The prodigious success and widespread popularity which have attended some of the most able novels of this new school of romance in late years, as well as the great ability which their composition evinces, must not blind our eyes to the degrading tendency of such compositions upon the national literature. Immediate circulation, great profit to the bookseller, a dazzling reputation to the author, are by no means to be relied on as the heralds of lasting fame. In cases innumerable, they have proved the reverse. Still less are they to be considered as proofs that the writer, be his abilities what they may, has worthily performed his mission, or elevated himself to the exalted level of which his art is susceptible.
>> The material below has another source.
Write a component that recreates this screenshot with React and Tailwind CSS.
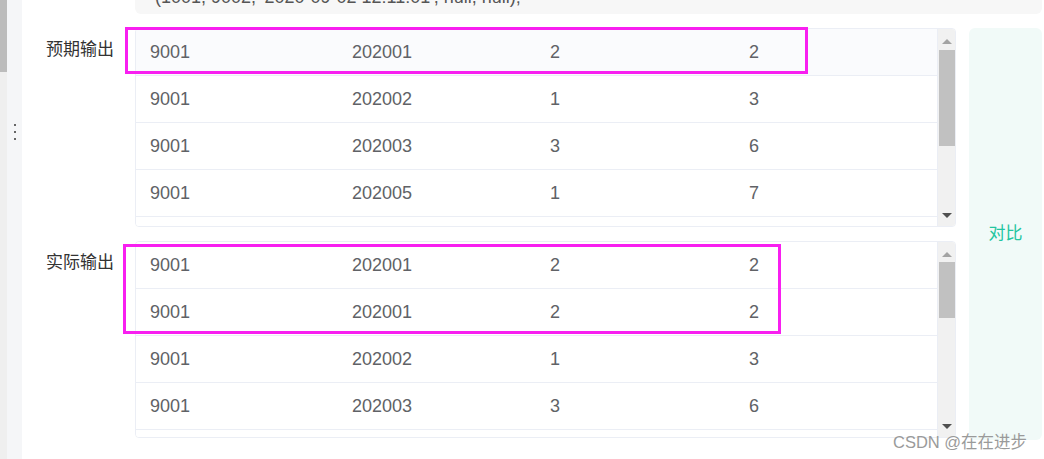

The most pernicious romances and poems that ever appeared have often been ushered into the world by the most unbounded immediate applause; witness the Nouvelle Heloïse of Rousseau, and Pucelle of Voltaire. It was just their dangerous and seductive qualities which gave them their success. Rousseau knew this well. He addressed himself with skill and perfect knowledge of the age to its passions and vices: – "J'ai vu les mœurs de mon temps, et j'ai publié ces lettres," were the first words of his Nouvelle Heloïse. In the school we have mentioned, there is nothing immoral or improper; but is there any thing elevating or improving? The true test of real excellence is not immediate success but durable fame; it is to be found not in the popularity of circulating shops, or reading clubs, but in the shelves of the library, or the delight of the fireside. When a work suddenly attains great immediate celebrity in a particular circle or country, it is generally, though not always, an indication that it is not destined to enjoy any lasting reputation. The reason is, that it is addressed to local feelings, temporary passions, and particular desires; and it rises to eminence from interesting or gratifying them. But that is not the way permanently to attract mankind. Nothing can do so but what is addressed to the universal feeling of our nature, and has penetrated to the inmost chords, which are common to all ages and countries. The touching them alone can secure durable fame.